■ **TO DO**
Pick out each line below containing "this".
★ ★ ★
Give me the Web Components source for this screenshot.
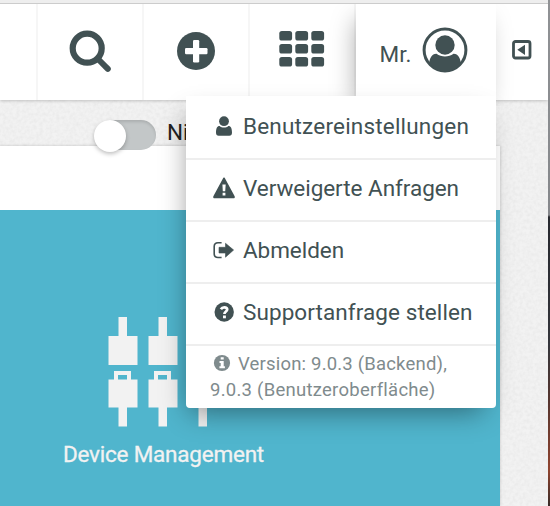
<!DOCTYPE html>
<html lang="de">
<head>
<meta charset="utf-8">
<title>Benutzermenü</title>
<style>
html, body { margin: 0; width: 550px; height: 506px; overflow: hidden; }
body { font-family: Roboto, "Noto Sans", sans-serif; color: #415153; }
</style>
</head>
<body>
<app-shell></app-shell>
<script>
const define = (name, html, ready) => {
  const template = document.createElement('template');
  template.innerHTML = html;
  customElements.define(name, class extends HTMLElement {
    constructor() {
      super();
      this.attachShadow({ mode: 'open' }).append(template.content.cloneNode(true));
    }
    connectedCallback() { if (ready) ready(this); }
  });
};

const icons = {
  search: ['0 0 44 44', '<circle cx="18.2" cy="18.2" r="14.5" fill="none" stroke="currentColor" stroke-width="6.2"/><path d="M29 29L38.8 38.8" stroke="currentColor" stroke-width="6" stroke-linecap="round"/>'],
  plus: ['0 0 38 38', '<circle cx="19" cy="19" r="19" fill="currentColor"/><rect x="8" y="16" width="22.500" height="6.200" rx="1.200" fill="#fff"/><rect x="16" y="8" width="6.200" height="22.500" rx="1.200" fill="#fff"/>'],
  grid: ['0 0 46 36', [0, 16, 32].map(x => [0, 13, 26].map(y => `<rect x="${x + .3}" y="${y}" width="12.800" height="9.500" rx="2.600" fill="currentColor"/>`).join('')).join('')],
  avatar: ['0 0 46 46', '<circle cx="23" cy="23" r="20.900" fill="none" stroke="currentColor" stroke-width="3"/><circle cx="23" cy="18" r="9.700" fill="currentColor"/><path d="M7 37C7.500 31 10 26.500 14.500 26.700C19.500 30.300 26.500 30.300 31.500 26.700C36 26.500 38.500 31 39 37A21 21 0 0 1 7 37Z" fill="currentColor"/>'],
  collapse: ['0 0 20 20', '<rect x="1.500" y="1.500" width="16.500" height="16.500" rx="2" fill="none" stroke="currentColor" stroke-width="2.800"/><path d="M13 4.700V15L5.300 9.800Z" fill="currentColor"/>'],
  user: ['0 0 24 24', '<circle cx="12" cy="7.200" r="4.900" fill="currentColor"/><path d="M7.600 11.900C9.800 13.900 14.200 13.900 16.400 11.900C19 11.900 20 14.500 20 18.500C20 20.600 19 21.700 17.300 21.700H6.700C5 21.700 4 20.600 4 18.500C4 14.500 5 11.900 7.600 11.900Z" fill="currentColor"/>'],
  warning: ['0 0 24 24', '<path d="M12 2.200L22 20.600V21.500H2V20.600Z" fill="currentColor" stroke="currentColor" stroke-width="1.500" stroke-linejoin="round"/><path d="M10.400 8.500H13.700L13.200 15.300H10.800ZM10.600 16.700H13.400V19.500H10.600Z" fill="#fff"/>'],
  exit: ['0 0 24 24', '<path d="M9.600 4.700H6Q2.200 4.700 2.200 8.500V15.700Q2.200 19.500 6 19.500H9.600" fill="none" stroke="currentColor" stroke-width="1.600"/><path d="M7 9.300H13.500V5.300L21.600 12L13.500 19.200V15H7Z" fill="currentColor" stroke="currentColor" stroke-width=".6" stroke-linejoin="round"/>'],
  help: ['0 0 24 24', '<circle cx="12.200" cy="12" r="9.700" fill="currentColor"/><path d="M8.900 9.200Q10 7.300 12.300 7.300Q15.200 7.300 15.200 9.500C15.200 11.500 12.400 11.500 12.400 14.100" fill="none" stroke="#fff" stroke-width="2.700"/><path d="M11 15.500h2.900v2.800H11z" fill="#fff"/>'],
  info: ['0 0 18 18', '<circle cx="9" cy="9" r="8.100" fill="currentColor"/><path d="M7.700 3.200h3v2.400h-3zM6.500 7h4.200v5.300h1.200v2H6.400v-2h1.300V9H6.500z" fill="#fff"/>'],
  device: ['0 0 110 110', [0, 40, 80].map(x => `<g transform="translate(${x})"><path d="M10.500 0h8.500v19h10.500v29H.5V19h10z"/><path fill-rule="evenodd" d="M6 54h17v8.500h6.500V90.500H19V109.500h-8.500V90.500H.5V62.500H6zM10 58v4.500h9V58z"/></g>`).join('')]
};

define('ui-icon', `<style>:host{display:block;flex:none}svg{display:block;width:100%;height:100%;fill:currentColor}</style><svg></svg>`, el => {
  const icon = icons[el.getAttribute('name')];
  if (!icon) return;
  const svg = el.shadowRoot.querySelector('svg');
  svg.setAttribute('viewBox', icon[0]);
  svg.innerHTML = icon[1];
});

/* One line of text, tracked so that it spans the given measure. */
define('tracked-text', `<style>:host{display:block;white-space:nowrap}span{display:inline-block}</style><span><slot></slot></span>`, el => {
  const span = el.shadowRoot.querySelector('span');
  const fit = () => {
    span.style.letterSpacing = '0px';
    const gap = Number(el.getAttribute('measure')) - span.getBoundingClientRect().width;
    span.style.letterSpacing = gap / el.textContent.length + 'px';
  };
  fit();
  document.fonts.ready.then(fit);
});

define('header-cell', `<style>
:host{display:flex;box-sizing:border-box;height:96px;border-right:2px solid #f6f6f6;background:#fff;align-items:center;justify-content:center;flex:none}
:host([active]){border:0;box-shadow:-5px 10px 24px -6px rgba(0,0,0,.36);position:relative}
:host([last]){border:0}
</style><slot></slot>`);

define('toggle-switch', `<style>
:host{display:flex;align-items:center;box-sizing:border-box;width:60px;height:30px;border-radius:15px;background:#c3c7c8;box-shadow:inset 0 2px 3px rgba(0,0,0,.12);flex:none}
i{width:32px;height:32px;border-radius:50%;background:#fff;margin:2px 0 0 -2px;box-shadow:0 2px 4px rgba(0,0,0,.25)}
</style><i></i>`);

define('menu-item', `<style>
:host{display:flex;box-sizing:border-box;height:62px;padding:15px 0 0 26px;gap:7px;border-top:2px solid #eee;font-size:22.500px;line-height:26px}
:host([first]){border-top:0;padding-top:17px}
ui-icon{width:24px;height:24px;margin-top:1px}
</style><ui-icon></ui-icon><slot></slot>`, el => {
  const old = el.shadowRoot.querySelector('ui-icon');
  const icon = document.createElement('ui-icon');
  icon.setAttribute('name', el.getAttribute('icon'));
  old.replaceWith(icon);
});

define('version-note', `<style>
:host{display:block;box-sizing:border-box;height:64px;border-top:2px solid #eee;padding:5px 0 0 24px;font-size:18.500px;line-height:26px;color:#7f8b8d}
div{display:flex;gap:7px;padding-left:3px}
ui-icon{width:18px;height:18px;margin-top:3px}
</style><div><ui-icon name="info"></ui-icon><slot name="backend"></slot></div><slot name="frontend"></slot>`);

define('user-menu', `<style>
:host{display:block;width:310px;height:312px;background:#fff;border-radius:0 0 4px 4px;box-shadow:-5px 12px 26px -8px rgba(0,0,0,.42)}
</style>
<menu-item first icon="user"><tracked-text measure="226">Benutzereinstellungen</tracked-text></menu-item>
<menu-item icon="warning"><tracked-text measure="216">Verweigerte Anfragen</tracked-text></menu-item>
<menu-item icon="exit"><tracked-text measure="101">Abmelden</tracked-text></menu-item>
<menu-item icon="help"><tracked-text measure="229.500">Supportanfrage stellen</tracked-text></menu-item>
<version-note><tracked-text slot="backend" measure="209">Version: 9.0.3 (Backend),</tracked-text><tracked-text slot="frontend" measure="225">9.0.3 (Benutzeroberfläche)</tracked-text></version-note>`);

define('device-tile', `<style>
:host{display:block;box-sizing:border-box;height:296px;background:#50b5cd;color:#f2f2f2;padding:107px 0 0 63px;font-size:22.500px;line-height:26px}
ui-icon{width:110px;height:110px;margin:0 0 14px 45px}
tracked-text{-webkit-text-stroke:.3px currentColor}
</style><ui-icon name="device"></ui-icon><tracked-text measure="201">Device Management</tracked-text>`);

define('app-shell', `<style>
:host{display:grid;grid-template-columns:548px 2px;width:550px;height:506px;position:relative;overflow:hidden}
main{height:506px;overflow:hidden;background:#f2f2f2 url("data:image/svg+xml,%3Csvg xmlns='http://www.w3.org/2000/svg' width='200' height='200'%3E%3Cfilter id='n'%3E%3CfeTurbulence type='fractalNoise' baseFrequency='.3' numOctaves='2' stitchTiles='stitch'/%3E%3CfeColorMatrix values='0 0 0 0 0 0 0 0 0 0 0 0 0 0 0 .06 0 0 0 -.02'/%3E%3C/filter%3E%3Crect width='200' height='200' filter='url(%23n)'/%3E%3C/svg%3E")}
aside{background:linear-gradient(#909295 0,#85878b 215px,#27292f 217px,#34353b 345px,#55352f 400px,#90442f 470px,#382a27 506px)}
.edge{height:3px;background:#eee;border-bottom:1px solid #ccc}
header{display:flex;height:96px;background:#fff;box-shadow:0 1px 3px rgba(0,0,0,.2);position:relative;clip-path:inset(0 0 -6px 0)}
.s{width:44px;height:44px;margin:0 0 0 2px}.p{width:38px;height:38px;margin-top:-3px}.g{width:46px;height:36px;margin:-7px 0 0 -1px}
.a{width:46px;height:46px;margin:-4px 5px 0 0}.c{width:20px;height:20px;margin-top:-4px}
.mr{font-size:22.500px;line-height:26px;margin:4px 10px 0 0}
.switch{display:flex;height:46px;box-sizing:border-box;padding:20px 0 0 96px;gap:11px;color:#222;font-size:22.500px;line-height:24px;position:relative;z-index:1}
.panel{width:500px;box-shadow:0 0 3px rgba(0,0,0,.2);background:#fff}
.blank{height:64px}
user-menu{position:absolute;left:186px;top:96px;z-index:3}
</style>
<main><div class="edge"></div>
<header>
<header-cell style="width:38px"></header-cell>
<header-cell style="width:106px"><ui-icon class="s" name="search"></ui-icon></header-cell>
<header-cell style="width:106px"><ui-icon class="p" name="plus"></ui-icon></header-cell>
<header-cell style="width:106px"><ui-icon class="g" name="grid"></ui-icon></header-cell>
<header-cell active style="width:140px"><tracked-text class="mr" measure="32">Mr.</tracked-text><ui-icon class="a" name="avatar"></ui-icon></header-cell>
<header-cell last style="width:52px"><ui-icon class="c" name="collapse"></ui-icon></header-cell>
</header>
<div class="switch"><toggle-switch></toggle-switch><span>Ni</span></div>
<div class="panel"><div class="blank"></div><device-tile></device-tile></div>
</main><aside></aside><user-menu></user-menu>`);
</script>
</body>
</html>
★ ★ ★
■ **REPLY**
Give me the Web Components source for this screenshot.
      this.attachShadow({ mode: 'open' }).append(template.content.cloneNode(true));
    connectedCallback() { if (ready) ready(this); }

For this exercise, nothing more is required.